RECORDED DATA.

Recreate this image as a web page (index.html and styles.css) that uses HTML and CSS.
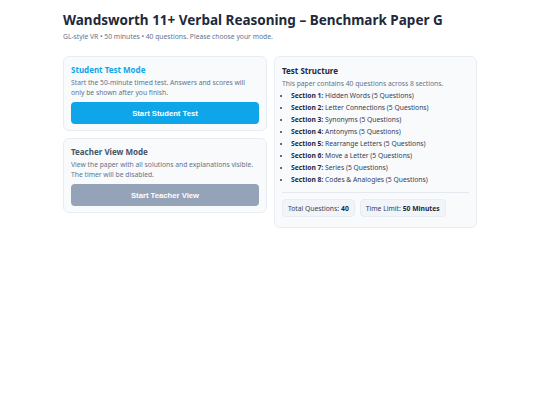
FILE: index.html
```html
<!DOCTYPE html>
<html lang="en">
<head>
<meta charset="utf-8">
<title>Wandsworth 11+ Verbal Reasoning – Benchmark Paper G</title>
<link rel="stylesheet" href="styles.css">
</head>
<body>
<main class="page">
  <h1 class="title">Wandsworth 11+ Verbal Reasoning – Benchmark Paper G</h1>
  <p class="subtitle">GL-style VR • 50 minutes • 40 questions. Please choose your mode.</p>
  <div class="grid">
    <div class="col">
      <section class="card mode">
        <h2 class="mode-title student">Student Test Mode</h2>
        <p class="desc">Start the 50-minute timed test. Answers and scores will only be shown after you finish.</p>
        <button class="btn btn-blue">Start Student Test</button>
      </section>
      <section class="card mode">
        <h2 class="mode-title teacher">Teacher View Mode</h2>
        <p class="desc">View the paper with all solutions and explanations visible. The timer will be disabled.</p>
        <button class="btn btn-grey">Start Teacher View</button>
      </section>
    </div>
    <section class="card structure">
      <h2 class="struct-title">Test Structure</h2>
      <p class="desc">This paper contains 40 questions across 8 sections.</p>
      <ul class="sections">
        <li><b>Section 1:</b> Hidden Words (5 Questions)</li>
        <li><b>Section 2:</b> Letter Connections (5 Questions)</li>
        <li><b>Section 3:</b> Synonyms (5 Questions)</li>
        <li><b>Section 4:</b> Antonyms (5 Questions)</li>
        <li><b>Section 5:</b> Rearrange Letters (5 Questions)</li>
        <li><b>Section 6:</b> Move a Letter (5 Questions)</li>
        <li><b>Section 7:</b> Series (5 Questions)</li>
        <li><b>Section 8:</b> Codes &amp; Analogies (5 Questions)</li>
      </ul>
      <div class="pills">
        <span class="pill">Total Questions: <b>40</b></span>
        <span class="pill">Time Limit: <b>50 Minutes</b></span>
      </div>
    </section>
  </div>
</main>
</body>
</html>
```

FILE: styles.css
```css
* { box-sizing: border-box; }
html, body { margin: 0; padding: 0; background: #ffffff; }
body {
  font-family: "Noto Sans", "Open Sans", sans-serif;
  color: #1f2937;
}
.page {
  width: 414px;
  margin: 0 auto;
  padding-top: 10px;
}
.title {
  margin: 0;
  font-size: 13.5px;
  line-height: 20px;
  font-weight: 700;
  color: #1e293b;
  white-space: nowrap;
}
.subtitle {
  margin: 2px 0 0;
  font-size: 6.75px;
  line-height: 10px;
  color: #64748b;
}
.grid {
  margin-top: 14px;
  display: grid;
  grid-template-columns: 204px 203px;
  column-gap: 7px;
  align-items: start;
}
.col {
  display: flex;
  flex-direction: column;
  gap: 7px;
}
.card {
  background: #f8fafc;
  border: 1px solid #e8edf3;
  border-radius: 6px;
}
.mode {
  padding: 7px 7px 6px;
}
.mode-title {
  margin: 0;
  font-size: 8px;
  line-height: 12px;
  font-weight: 700;
}
.mode-title.student { color: #0ea5e9; }
.mode-title.teacher { color: #475569; }
.desc {
  margin: 2px 0 0;
  font-size: 6.75px;
  line-height: 10px;
  color: #64748b;
}
.btn {
  display: block;
  width: 100%;
  height: 22px;
  margin-top: 4px;
  border: 0;
  border-radius: 4px;
  font-family: "Liberation Sans", Arial, sans-serif;
  font-size: 7.7px;
  font-weight: 700;
  color: #ffffff;
  padding: 0;
}
.btn-blue { background: #0ea5e9; }
.btn-grey { background: #94a3b8; }
.structure {
  padding: 8px 7px 10px;
}
.struct-title {
  margin: 0;
  font-size: 8px;
  line-height: 12px;
  font-weight: 700;
  color: #1e293b;
}
.structure .desc { margin-top: 2px; }
.sections {
  margin: 1px 0 0;
  padding: 0 0 6px 9px;
  border-bottom: 1px solid #e5e9ef;
  font-size: 6.75px;
  line-height: 12px;
  color: #334155;
}
.sections b { color: #1e293b; font-weight: 700; }
.pills {
  margin-top: 6px;
  display: flex;
  gap: 5px;
}
.pill {
  display: inline-flex;
  align-items: center;
  height: 18px;
  padding: 0 5px;
  background: #f1f5f9;
  border: 1px solid #e7ecf2;
  border-radius: 4px;
  font-size: 6.75px;
  color: #334155;
}
.pill b { margin-left: 2px; color: #1e293b; }
```
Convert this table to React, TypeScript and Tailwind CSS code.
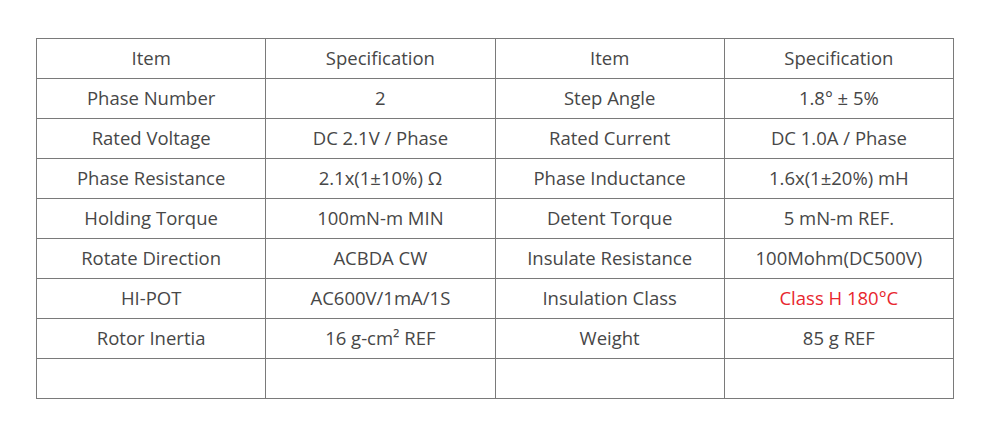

EXERCISE DESCRIPTION. Where a line in the material above holds "page", copy that line.

WRITTEN ANSWER.
Recreate this image as a web page (index.html and styles.css) that uses HTML and CSS.
<main class="page">
.page {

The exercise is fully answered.